Sertillanges on the Intellectual Vocation

Sertillanges on the Intellectual Vocation March 23, 2012
The Dominican intellectual Antonin Gilbert Sertillanges wrote in the 1920s a book entitled The Intellectual Life: Its Spirit, Conditions, Methods. While a little dated in some parts it remains a highly practical and pertinent book in many areas for those who see the intellectual life as the fulfillment of one’s vocation. 
It is quite likely that Sertillanges would be galled at the obsession within universities with methodology and their attempts to make it almost an independent arbiter of whether the truth of the matter at hand is worth knowing. Although not specifically addressing the obsession with methodology, Sertillanges seems to provide a response when he encourages the academic to 
Flee those minds that can never rise above their academic rules, that are the salves of their work instead of doing it in the fulness of light. It is a mark of inferiority plainly in contradiction with an intellectual vocation to allow oneself to be tied down by narrow prescriptions and to have ones mind benumbed into bookish forms. Helots or eternal children: such are those pretended workers who are out of their element in any higher region…and who would like to reduce others to their narrow elementary school orthodoxy.

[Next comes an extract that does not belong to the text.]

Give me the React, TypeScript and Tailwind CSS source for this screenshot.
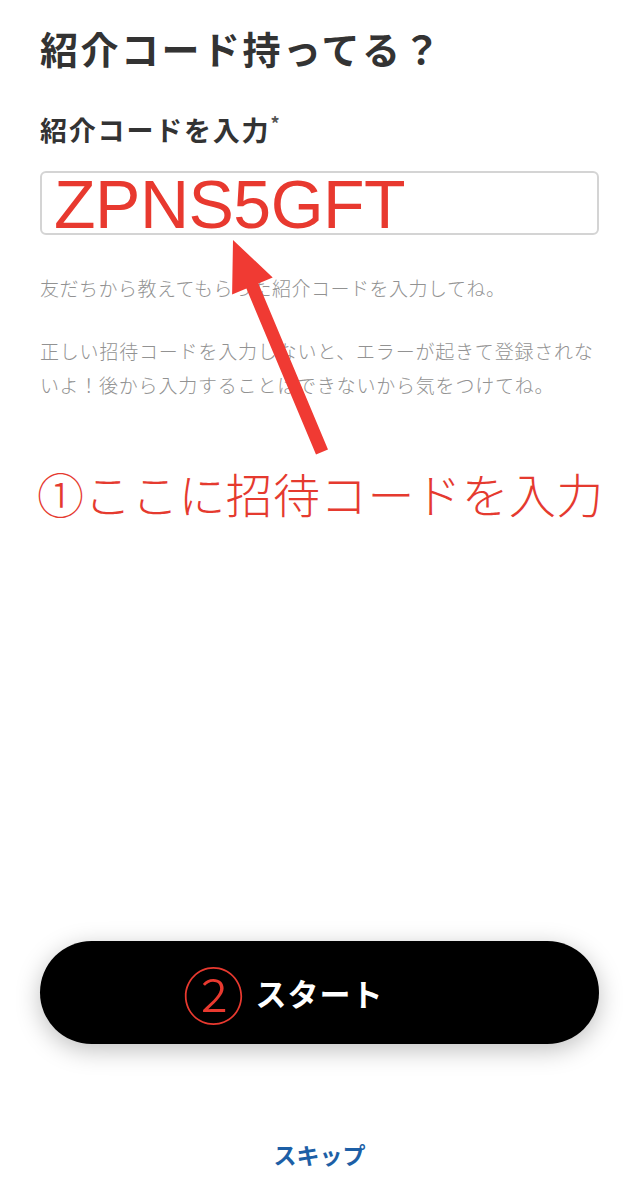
import React from "react";

const jp = { fontFamily: '"Noto Sans CJK JP", "Noto Sans", sans-serif' };

export default function App() {
  return (
    <div className="relative w-[639px] h-[1200px] bg-white overflow-hidden" style={jp}>
      <div className="flex flex-col h-full px-[40px]">
        <h1 className="mt-[25px] text-[38px] leading-[46px] font-bold tracking-[2.5px] text-[#333333]">
          紹介コード持ってる？
        </h1>
        <div className="mt-[42px] flex items-start text-[#333333]">
          <span className="text-[27px] leading-[34px] font-bold tracking-[1.8px]">紹介コードを入力</span>
          <span className="text-[18px] leading-[20px] font-bold text-[#555555]">*</span>
        </div>
        <div className="mt-[24px] h-[64px] w-full rounded-[6px] border-[2px] border-[#d4d4d4] flex items-end overflow-visible pl-[12px]">
          <span
            className="text-[68px] leading-[68px] text-[#e8392f] translate-y-[5px] tracking-[-0.5px]"
            style={{ fontFamily: '"Liberation Sans", Arial, sans-serif' }}
          >
            ZPNS5GFT
          </span>
        </div>
        <p className="mt-[36px] text-[19px] leading-[34px] tracking-[0.5px] font-light text-[#929292]">
          友だちから教えてもらった紹介コードを入力してね。
        </p>
        <p className="mt-[29px] text-[19px] leading-[34px] tracking-[0.8px] font-light text-[#929292]">
          正しい招待コードを入力しないと、エラーが起きて登録されないよ！後から入力することはできないから気をつけてね。
        </p>
        <div className="mt-[63px] -ml-[3px] text-[47px] leading-[56px] font-light tracking-[0.2px] text-[#e53a2f] whitespace-nowrap">
          ①ここに招待コードを入力
        </div>
        <div className="flex-1" />
        <button className="h-[103px] w-full rounded-full bg-black shadow-[0_6px_24px_rgba(0,0,0,0.25)] flex items-center justify-center">
          <span className="relative text-[31px] leading-[40px] font-bold text-white tracking-[1px]">
            <span className="absolute right-full top-1/2 -translate-y-1/2 mr-[10px] text-[62px] leading-[62px] font-light text-[#e8392f]">
              ②
            </span>
            スタート
          </span>
        </button>
        <div className="mt-[94px] mb-[30px] text-center text-[23px] leading-[32px] font-bold text-[#1d5fa6]">
          スキップ
        </div>
      </div>
      <svg
        className="absolute inset-0 pointer-events-none"
        width="639"
        height="1200"
        viewBox="0 0 639 1200"
      >
        <polygon
          points="233,240 272.7,277.5 258.4,283.5 328,449.5 316,454.5 246.4,288.5 232.1,294.5"
          fill="#f03a33"
        />
      </svg>
    </div>
  );
}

He also seems to provide a response to those who, having isolated their area of inquiry and become an expert in it, feel they have also become experts in areas outside their field
Those who think that they understand everything prove by that alone that they have grasped nothing…the man of petty mind imagines that he possesses the cosmos and what it contains; carrying a pail in his hand with a gallon of shimmering water he says “Look, I have got hold of the ocean and the stars”.